5 thoughts on “Animation as live theatre”

  1. Funny we were just discussing a similar thing here: in computer video games (I confess I played a lot…my husband made me) even there are choices you can make, it is pre-programmed and you can’t really interact with a character, since he/she will have one of several things that they are supposed to say depending on what you do.

    I am trying to improvise using pre-determined phrases (similar to those game characters) but I could potentially not have to do “pre-recording”. But since every phrases (of music in my case) have different substance and character, the sensing interface needs different “tolerance threshold”. Since we cannot predict the future (what I’m GOING to play) then how do one set the tolerance level for things I am GOING to play?? Do we have to go into measuring blood sugar? Brain wave? Library of all sounds I have ever heard? :):) I casually told that to the team in the hallway yesterday and left them standing as their necks were bent like that dog in the old “Victor” record label logo…

  2. I think we (I mean, computers) are not currently capable, although it seems there has been some serious attempts to capture human emotions (http://www.cl.cam.ac.uk/~pr10/publications/presenccia07.pdf). But audience emotion is obviously different from single-person emotion. On the other hand, are the actors influenced by audience emotion or is the contrary that happens? I’ve been discussing with a friend about a similar situation involving music. Sometimes the way we feel music depends on our current state of mind, and we chose some songs depending on our mood. In other situations, our mood is influenced by the music we listen to.

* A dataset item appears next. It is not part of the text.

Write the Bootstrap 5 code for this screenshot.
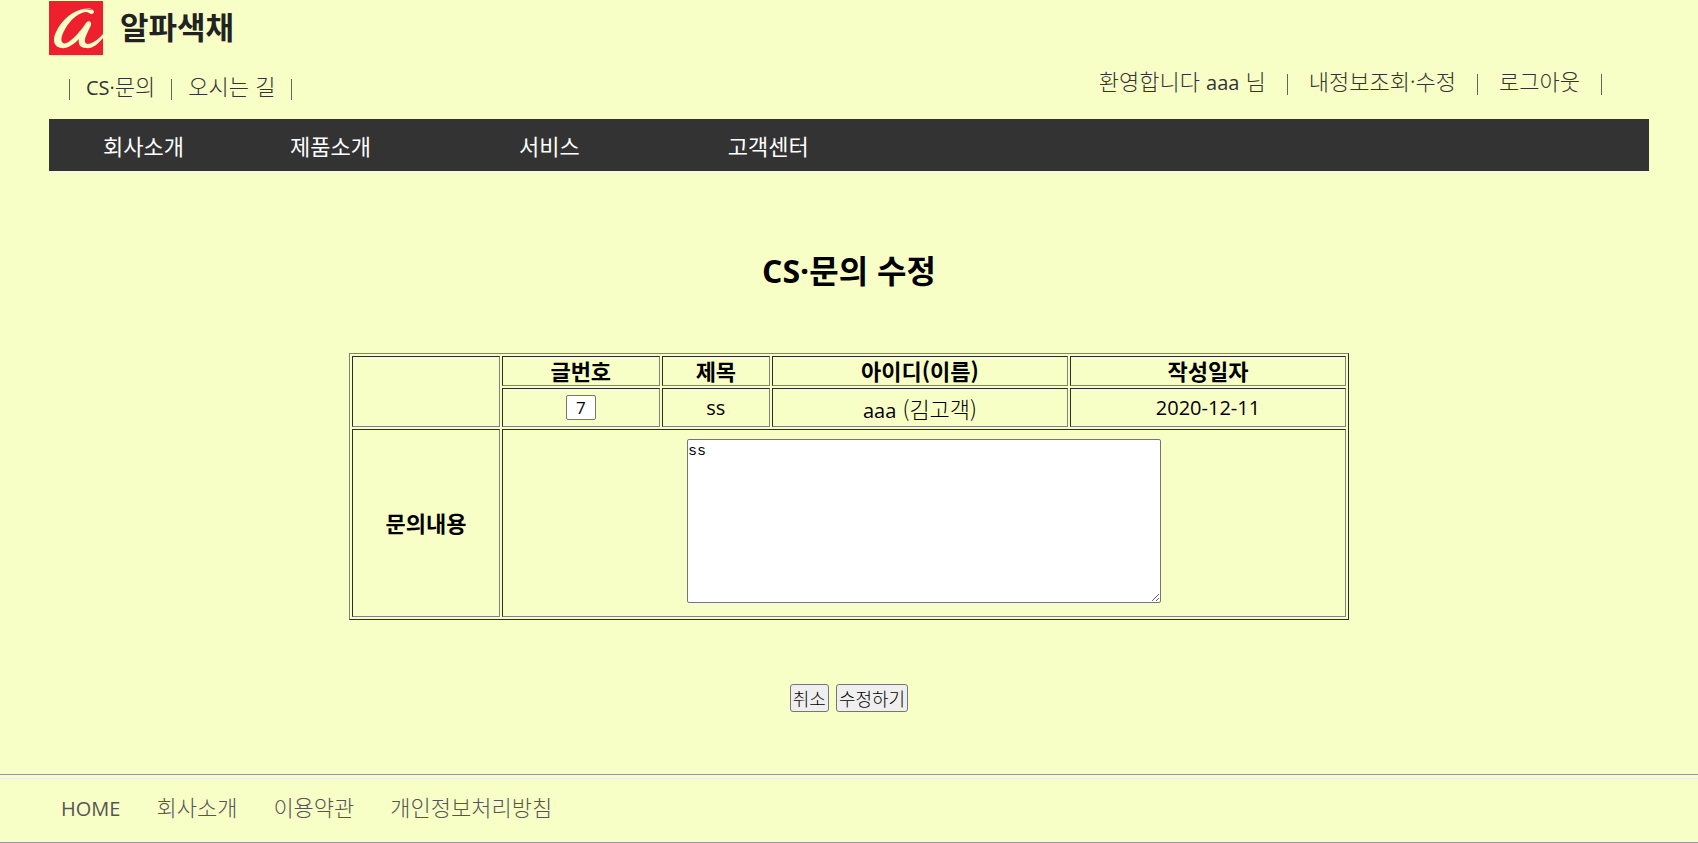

  3. Puppet shows are probably the closest for the analogy of film -> live theatre.
    Computer games, I think, are a stretch for live theatre version of animation. But it’s interesting to think instead in the other direction. What is the film or live theatre analog of animation -> computer game? Is it sports? Not sure that would cover everything. Is it just live games in general? Then it’s not clear where the computer/animation distinction appears.
    But that’s also interesting in itself. Where does the computer enter in? Certainly with animations and puppet shows a computer doesn’t need to be involved. The puppet show has the same ephemeral qualities of a live performance because there are humans holding the puppets. If a (naive) computer moved the puppets it would stagnate the same way as film.
    the challenge seems to be either to make it easy for humans to manipulate their animated characters as easily as puppet masters during a live animation performance. Or to make computers react to nervousness, excitement, appreciation, fear, rejection, expectation, etc.

  4. The virtual theatre stuff we talked about last week in Calgary is very much live theatre in virtual spaces, including all four shows that we mounted last year. The actors manipulate their avatars on the stage in real time and deliver their lines simultaneously. Each performance is unique – although it would be possible to have some of the characters be controlled by ‘bots’, that’s really not feasible right now.

    The advantages are quite numerous: audiences can be collected from all over the world, costumes and sets are fast and cheap, and can be revised very quickly (sets are 3D!), collaboration across distances is simplified, larger and more diverse productions can be mounted.

    We are working on the technical problems right now, and my partner (a playwright, Clem Martini) is setting down some artistic criteria. One tech problem of great interest to me ( a vision guy) is to use motion capture to allow actors to send their motions to the avatars. In particular, I’m trying to use cheap webcams to do this so that the technology is accessible.

    Puppetry is certainly close to what this kind of virtual theatre is now, but is not where it is going.

  5. As a first test — Is it possible to make a Skype-based theater emulate that coexistance and symbiosis of mood? A remotely present screen that could share the electricity of New York and London. What additional sensors and actions could augment the experience? Shared breezes, sounds, smells?? Maybe we need 3D glasses…

    I find it likely that it is the embodiment and the shared physical presence that is key to the connection. Could an Anybot telepresence robot tease you as it nears the stage edge, make your heart pound as it tears across the floor in circles. There’s a human inside somewhere, far away, but would they know the audience like you would?

    I’m sure you know where I’m leading here… I certainly hope technology could better understand an audience, what is it that the actors are sensing? What is it that the audience senses about the actors?

    What is this psychology that makes us uniquely human? why would it resonate to have a performance that is uniquely yours? what is that crackle when eyes meet? And why is it, that despite all these advantages, makes so many live productions still fall flat?

    Happy to visit that holodeck… we’ve definitely got some work ahead of ourselves!